YOUR GOAL = In the listing below, find every line with the string "index" and pull it out.

DATA SECTION =
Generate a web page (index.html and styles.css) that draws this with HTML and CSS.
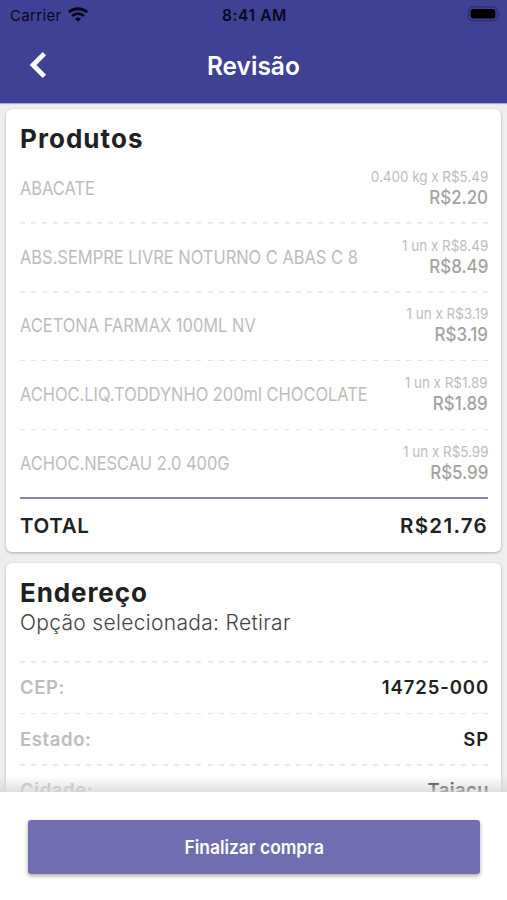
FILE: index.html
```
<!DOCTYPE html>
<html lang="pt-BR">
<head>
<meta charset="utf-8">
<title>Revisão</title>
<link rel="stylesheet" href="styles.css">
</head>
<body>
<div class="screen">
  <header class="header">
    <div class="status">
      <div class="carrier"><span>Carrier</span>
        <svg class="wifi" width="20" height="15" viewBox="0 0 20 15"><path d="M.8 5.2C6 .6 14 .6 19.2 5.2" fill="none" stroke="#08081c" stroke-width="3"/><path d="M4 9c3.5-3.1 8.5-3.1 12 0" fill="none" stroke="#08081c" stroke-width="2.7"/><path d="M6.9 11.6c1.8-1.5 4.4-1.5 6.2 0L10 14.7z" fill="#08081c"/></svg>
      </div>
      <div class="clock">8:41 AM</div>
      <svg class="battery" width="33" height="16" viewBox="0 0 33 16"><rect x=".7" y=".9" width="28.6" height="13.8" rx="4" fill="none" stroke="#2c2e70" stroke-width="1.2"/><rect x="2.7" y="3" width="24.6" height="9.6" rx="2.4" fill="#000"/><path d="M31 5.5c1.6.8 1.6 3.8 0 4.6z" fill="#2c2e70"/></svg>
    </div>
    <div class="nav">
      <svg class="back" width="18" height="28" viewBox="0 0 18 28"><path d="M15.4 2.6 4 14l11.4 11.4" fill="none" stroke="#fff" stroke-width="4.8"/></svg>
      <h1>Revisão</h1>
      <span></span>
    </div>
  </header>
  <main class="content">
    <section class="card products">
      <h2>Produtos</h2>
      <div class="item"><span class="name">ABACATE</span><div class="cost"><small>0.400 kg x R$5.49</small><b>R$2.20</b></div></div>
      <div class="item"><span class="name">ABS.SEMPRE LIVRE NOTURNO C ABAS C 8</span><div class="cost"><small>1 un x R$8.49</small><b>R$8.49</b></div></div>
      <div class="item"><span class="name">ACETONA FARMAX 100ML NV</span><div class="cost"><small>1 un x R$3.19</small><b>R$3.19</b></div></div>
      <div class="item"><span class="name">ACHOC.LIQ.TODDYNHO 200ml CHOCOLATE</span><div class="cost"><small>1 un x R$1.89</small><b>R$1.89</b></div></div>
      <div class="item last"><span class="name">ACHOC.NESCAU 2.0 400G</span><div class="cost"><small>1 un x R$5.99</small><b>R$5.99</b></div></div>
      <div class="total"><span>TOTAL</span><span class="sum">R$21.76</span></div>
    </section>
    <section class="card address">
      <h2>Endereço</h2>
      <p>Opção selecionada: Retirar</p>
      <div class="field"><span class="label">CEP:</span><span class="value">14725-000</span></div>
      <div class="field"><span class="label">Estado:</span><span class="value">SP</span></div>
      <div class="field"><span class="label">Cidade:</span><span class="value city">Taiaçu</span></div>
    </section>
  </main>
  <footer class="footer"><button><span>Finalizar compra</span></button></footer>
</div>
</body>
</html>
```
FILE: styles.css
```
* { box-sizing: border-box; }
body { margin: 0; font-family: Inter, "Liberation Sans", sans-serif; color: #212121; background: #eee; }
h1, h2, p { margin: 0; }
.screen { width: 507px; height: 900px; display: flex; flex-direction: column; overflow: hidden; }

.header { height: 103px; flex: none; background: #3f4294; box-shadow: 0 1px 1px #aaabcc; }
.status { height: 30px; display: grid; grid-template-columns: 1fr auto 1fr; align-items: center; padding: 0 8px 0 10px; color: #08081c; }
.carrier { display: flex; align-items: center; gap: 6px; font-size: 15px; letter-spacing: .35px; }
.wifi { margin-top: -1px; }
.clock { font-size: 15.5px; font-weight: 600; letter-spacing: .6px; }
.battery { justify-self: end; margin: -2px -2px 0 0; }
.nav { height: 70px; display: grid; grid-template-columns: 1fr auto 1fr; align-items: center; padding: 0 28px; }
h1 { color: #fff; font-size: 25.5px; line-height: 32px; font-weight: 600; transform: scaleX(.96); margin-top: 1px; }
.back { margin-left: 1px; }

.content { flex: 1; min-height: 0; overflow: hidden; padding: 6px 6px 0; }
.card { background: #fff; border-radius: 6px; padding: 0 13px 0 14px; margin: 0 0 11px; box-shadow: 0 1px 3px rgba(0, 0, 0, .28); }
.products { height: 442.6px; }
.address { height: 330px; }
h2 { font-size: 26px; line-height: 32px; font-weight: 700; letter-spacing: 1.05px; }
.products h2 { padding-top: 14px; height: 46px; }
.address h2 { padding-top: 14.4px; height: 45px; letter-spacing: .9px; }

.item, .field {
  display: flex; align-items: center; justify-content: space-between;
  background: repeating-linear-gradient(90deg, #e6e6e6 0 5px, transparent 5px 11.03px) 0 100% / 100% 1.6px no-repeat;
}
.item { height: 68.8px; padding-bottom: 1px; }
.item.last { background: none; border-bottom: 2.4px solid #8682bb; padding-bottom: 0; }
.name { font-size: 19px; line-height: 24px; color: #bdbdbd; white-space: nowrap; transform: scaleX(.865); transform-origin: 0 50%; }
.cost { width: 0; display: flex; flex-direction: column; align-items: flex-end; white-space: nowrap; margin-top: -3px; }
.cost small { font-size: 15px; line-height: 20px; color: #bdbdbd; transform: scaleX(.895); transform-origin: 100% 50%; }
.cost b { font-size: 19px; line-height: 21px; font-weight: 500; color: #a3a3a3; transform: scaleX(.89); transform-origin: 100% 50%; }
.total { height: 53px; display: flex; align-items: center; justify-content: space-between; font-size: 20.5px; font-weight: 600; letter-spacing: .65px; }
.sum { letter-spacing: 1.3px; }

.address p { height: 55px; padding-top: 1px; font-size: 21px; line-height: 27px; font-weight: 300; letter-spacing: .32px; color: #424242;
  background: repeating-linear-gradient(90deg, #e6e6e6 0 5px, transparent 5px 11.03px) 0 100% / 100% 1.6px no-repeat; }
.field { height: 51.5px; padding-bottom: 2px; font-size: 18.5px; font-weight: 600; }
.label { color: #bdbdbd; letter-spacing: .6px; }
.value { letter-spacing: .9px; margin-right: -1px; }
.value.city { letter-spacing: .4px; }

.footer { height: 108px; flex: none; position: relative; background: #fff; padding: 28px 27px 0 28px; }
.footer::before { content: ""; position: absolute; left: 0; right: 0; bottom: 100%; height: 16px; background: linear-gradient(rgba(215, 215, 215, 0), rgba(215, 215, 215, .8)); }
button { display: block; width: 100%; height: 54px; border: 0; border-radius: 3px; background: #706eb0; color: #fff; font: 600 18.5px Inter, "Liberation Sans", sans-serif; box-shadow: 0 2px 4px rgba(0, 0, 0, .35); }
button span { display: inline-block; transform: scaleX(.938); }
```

EXPECTED ANSWER =
Generate a web page (index.html and styles.css) that draws this with HTML and CSS.
FILE: index.html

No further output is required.